General comments about the structure of the example:
====================================================

0. In all .cc files the debug flags can be defined. To make program silent comment them.
   In some .cc files the errors flag is defined. It permits run time warnings (if ever).

1. All constants of the example, names, and default values for the variable parameters are
   collected in the include/PhotInConstants.hh header widely used in almost all classes.

2. The src/PhotInHit collection is practically a structure for three values: energy
   deposition of charged particles, track length of neutrons, and #of steps.
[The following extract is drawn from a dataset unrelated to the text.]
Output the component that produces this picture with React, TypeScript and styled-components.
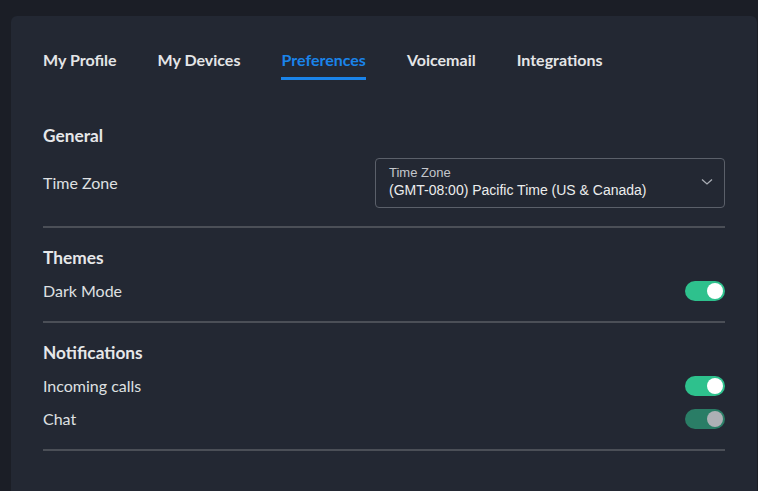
import React from "react";
import styled, { createGlobalStyle } from "styled-components";

const Global = createGlobalStyle`
  html, body { margin: 0; padding: 0; background: #1b1e26; }
  body { font-family: Lato, "Open Sans", sans-serif; overflow: hidden; }
  * { box-sizing: border-box; }
`;

const Page = styled.div`
  width: 758px;
  height: 491px;
  padding: 16px 1px 0 11px;
  background: #1b1e26;
`;

const Card = styled.div`
  height: 100%;
  background: #232833;
  border-radius: 6px 6px 0 0;
  padding: 34px 32px 0 32px;
  display: flex;
  flex-direction: column;
`;

const Tabs = styled.nav`
  display: flex;
  gap: 41px;
  margin-bottom: 46px;
`;

const Tab = styled.div<{ $active?: boolean }>`
  font-size: 16px;
  font-weight: 700;
  line-height: 20px;
  padding-bottom: 7px;
  color: ${(p) => (p.$active ? "#1a84ea" : "#e4e5e7")};
  border-bottom: 3px solid ${(p) => (p.$active ? "#1a84ea" : "transparent")};
`;

const Section = styled.section`
  display: flex;
  flex-direction: column;
  padding-bottom: 18px;
  border-bottom: 2px solid #4b4f57;
  margin-bottom: 20px;
`;

const Heading = styled.h2`
  margin: 0 0 11px;
  font-size: 17.3px;
  font-weight: 700;
  line-height: 20px;
  color: #e6e7e9;
`;

const Rows = styled.div`
  display: flex;
  flex-direction: column;
  gap: 9px;
`;

const Row = styled.div`
  display: flex;
  align-items: center;
  justify-content: space-between;
  min-height: 24px;
`;

const Label = styled.span`
  font-size: 16px;
  line-height: 20px;
  color: #dfe0e2;
`;

const Select = styled.div`
  width: 350px;
  height: 50px;
  margin-top: 1px;
  border: 1px solid #5b606a;
  border-radius: 4px;
  padding: 6px 13px 0;
  position: relative;
  font-family: "Liberation Sans", Arial, sans-serif;
`;

const SelectLabel = styled.div`
  font-size: 13px;
  line-height: 16px;
  color: #c4c7cc;
`;

const SelectValue = styled.div`
  font-size: 14px;
  line-height: 18px;
  color: #eceded;
`;

const Chevron = styled.svg`
  position: absolute;
  right: 11px;
  top: 19px;
`;

const Track = styled.div<{ $disabled?: boolean }>`
  width: 40px;
  height: 20px;
  border-radius: 10px;
  background: ${(p) => (p.$disabled ? "#2a7d66" : "#2ec18d")};
  display: flex;
  align-items: center;
  justify-content: flex-end;
  padding: 0 2px;
`;

const Knob = styled.div<{ $disabled?: boolean }>`
  width: 16px;
  height: 16px;
  border-radius: 50%;
  background: ${(p) => (p.$disabled ? "#aeb0b5" : "#ffffff")};
`;

const Toggle = ({ disabled }: { disabled?: boolean }) => (
  <Track $disabled={disabled}>
    <Knob $disabled={disabled} />
  </Track>
);

export default function App() {
  return (
    <Page>
      <Global />
      <Card>
        <Tabs>
          <Tab>My Profile</Tab>
          <Tab>My Devices</Tab>
          <Tab $active>Preferences</Tab>
          <Tab>Voicemail</Tab>
          <Tab>Integrations</Tab>
        </Tabs>

        <Section>
          <Heading>General</Heading>
          <Rows>
            <Row>
              <Label>Time Zone</Label>
              <Select>
                <SelectLabel>Time Zone</SelectLabel>
                <SelectValue>(GMT-08:00) Pacific Time (US &amp; Canada)</SelectValue>
                <Chevron width="12" height="8" viewBox="0 0 12 8">
                  <path d="M1 1.5 L6 6 L11 1.5" fill="none" stroke="#a9adb4" strokeWidth="1.3" />
                </Chevron>
              </Select>
            </Row>
          </Rows>
        </Section>

        <Section>
          <Heading>Themes</Heading>
          <Rows>
            <Row>
              <Label>Dark Mode</Label>
              <Toggle />
            </Row>
          </Rows>
        </Section>

        <Section>
          <Heading>Notifications</Heading>
          <Rows>
            <Row>
              <Label>Incoming calls</Label>
              <Toggle />
            </Row>
            <Row>
              <Label>Chat</Label>
              <Toggle disabled />
            </Row>
          </Rows>
        </Section>
      </Card>
    </Page>
  );
}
Hits are
   collected PhotInCalorHitsCollection's defined in include/PhotInCalorHit.hh.

3. PhotInCalorimeterSD class defines and treats 6 (two per detector: one for absorber, one
   for the active slabs) hit collections, so absorber is defined as a sensitive detector.
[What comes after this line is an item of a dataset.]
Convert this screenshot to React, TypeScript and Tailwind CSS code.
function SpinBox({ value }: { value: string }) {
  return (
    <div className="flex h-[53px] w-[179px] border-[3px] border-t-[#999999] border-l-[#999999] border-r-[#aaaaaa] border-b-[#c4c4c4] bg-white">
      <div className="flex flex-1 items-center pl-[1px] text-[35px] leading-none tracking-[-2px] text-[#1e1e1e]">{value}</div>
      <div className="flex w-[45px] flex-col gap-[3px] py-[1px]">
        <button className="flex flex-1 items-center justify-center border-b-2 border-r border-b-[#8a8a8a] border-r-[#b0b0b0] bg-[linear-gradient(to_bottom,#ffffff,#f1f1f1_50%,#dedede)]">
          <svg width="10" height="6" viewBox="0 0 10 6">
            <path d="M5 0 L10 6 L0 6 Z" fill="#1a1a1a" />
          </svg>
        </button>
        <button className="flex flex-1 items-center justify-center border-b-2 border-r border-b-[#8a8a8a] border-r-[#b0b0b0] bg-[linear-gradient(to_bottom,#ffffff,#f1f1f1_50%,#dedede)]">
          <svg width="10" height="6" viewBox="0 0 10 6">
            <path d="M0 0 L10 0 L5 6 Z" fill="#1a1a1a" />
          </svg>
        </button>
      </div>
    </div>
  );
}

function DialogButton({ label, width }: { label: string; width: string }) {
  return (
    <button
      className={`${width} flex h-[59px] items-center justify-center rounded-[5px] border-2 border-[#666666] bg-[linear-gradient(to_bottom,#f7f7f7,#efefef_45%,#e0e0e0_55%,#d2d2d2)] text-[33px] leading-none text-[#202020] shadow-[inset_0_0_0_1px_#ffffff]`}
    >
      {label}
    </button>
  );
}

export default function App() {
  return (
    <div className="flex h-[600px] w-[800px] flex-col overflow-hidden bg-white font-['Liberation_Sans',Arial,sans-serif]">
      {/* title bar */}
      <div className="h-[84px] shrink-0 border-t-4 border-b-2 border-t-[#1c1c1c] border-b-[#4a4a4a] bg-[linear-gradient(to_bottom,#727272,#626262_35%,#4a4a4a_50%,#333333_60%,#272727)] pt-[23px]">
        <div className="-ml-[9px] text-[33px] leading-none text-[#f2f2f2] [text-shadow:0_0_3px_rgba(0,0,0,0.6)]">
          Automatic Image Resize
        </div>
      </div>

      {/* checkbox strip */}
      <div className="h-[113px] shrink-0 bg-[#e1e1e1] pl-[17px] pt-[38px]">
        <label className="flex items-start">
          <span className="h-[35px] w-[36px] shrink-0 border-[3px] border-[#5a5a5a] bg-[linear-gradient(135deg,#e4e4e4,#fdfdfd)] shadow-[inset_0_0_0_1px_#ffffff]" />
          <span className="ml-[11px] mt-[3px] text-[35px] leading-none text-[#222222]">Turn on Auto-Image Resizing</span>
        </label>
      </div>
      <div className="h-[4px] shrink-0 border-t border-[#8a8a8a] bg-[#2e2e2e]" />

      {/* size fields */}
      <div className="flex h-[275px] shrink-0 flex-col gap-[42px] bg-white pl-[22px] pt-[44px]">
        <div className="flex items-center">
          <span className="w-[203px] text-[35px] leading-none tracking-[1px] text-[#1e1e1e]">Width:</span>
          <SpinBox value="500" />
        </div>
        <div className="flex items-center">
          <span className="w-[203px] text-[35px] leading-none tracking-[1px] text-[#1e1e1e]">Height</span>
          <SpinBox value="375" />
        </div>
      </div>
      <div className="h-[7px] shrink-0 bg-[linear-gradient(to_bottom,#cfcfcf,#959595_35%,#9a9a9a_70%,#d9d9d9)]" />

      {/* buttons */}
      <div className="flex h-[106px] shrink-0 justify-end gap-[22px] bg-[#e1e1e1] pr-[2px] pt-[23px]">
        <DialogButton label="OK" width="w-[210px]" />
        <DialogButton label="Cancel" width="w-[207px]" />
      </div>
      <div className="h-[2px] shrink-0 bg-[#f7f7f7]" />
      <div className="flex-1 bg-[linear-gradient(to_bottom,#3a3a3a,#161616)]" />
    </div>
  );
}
4. All cuts are made in the PhotInPhysicsList::SetCuts(), while in future cuts can be more
   complicated than the scaling of the standard cuts and can be out of the Physics List.

The dependency structure (general Constants.hh and PhotIn prefix is skipped).
=============================================================================

    .____________________________________________________________Main________.
    |         /          /         /                  /          |  |        |
    |   VisManager  PhysicsList   /           DetectorMessenger  | RunAction |
    |                            /           / /       \     \   |  |        |
     \                 PrimaryGeneratorAction /         \     \  | Run*  EventAction
      \                         |            /           \     \ |  |   /   /
        -----------------DetectorConstruction             \ StackingAction /
                        /       |            \             \              /
   LayerParameterization  GapParameterization CalorimeerSD  \            /
                                                   |         \          /
    (defined in the "CalorHit" as a type) CalorHitsCollection \        /
                                                             \ \      /
                                                              CalorHit


* SteppingAction is a debuging tool which can be optionally attached to the RunManager
=========================================================================================

Description of classes:
=======================

"CalorHit" handles (Reset/Add/Get) EnergyDeposition, TrackLengt, NumberOfSteps of the Hit
(+ "CalorHitsCollection" a container for CalorHits in different parts of the detector)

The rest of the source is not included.